Expressed as a percentage of its world GDP share, it means there’s an over 7000% gap between Luxembourg’s country’s share of global investment and the size of its output. In Ireland, it’s about 264%.

How important is the 12.5% rate to the Irish public finances?

Because the rate is relatively low compared to international standards, you might think that corporation tax isn’t a particularly important source of revenue for the State.

But it is — increasingly so over the past six years.

In fact, something like one in every five euros of tax collected by the Revenue here is from corporation tax. It’s now Ireland’s third-largest source of tax revenue, behind income tax and VAT, worth €11.8 billion to the State in 2020.

Economists often describe it as a ‘volatile’ tax bracket and with good reason.

For one, the Government’s annual take from it is massively dependant on a relatively small handful of companies. While every company registered in Ireland pays corporation tax at the 12.5% rate, 40-50% of the revenue generated through corporation tax is paid by just 10 companies, according to the Irish Fiscal Advisory Council.

Most of these companies are multinationals that have set up their European headquarters here. So the risk, if you like, isn’t particularly spread out across the entire ecosystem of companies operating here.

Another reason corporation tax is considered a volatile source is, because of the reliance on such a small handful of international operators, it’s vulnerable to international political and diplomatic developments.

Corporation tax receipts have boomed in the past six years, largely because of Trump administration tax policies, which — to oversimplify it massively — incentivised American companies to offshore.

So the Government’s take can go up and down depending on prevailing political winds in other jurisdictions that have nothing to do with Irish politics.

So what will be the impact of the new 15% rate?

It’s very difficult to say at present.

The Department of Finance estimates that up to €2 billion in corporate tax revenues could be lost in the shake-up of Ireland’s tried and tested tax environment.

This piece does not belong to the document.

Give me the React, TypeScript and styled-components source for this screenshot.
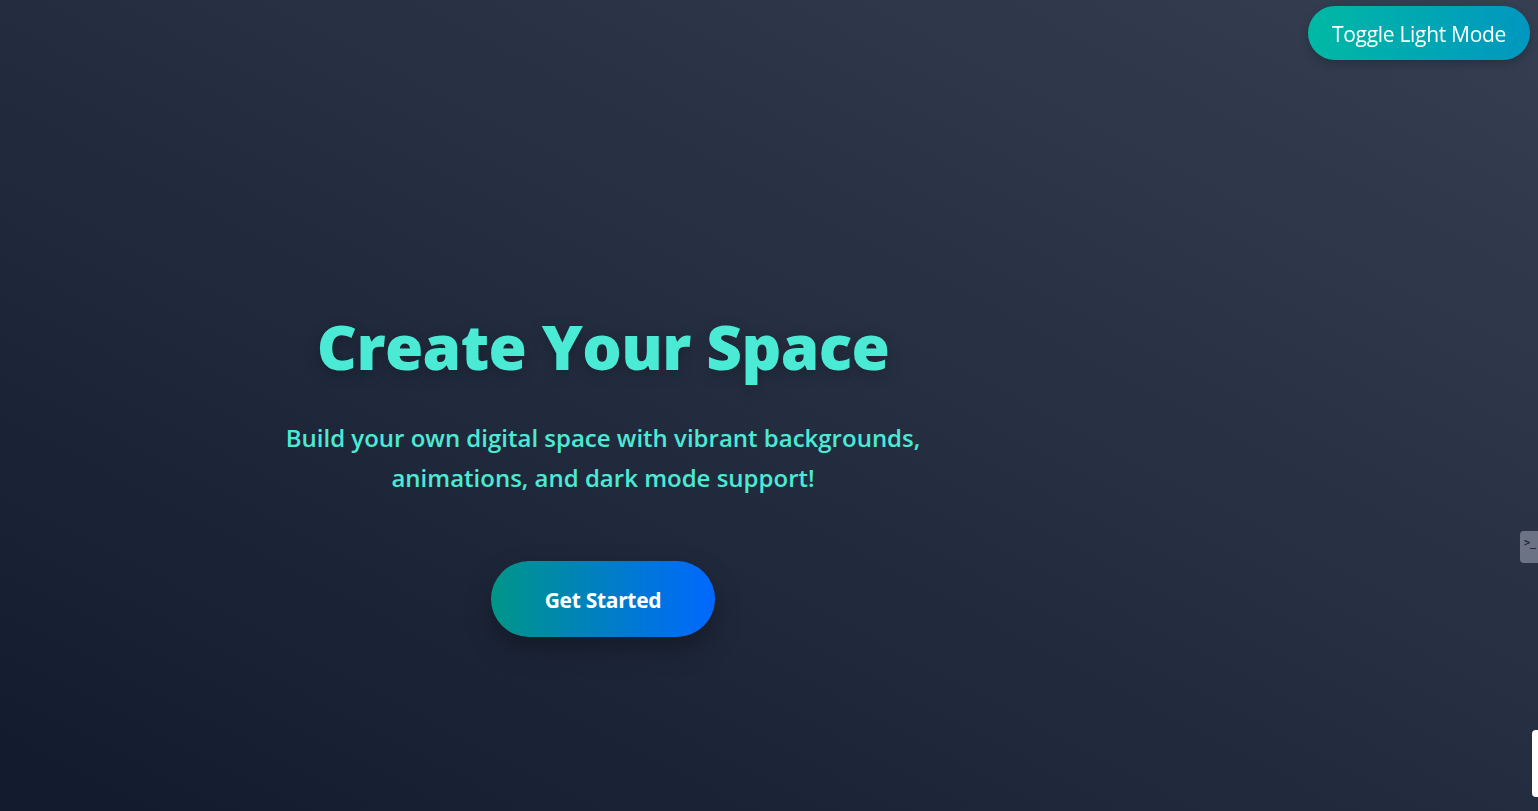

But as Thomas Hubert wrote for The Currency earlier this week, the precise impact is difficult to forecast. In fact, he explained, “unless multinationals suddenly decide to leave, raising the tax rate from 12.5 to 15% would actually increase the amounts collected here”.

For a few reasons, it seems unlikely that a host of major companies headquartered here are going to up sticks and leave.

Firstly, if nothing else, Donohoe and co’s facade over the summer months has signalled to large corporations that Ireland will only be a reluctant adopter of the new rules.

In other words, the government isn’t suddenly going to change its extremely corporation-friendly, pro-business stance any time soon.

Secondly, as Taoiseach Micheál Martin and others have been at pains to point out, Ireland is an attractive destination for foreign direct investment for a host of other reasons, including our skilled workforce, our place in Europe, etc ad nauseum.

At the very least, it looks like those assumptions could be challenged over the coming years.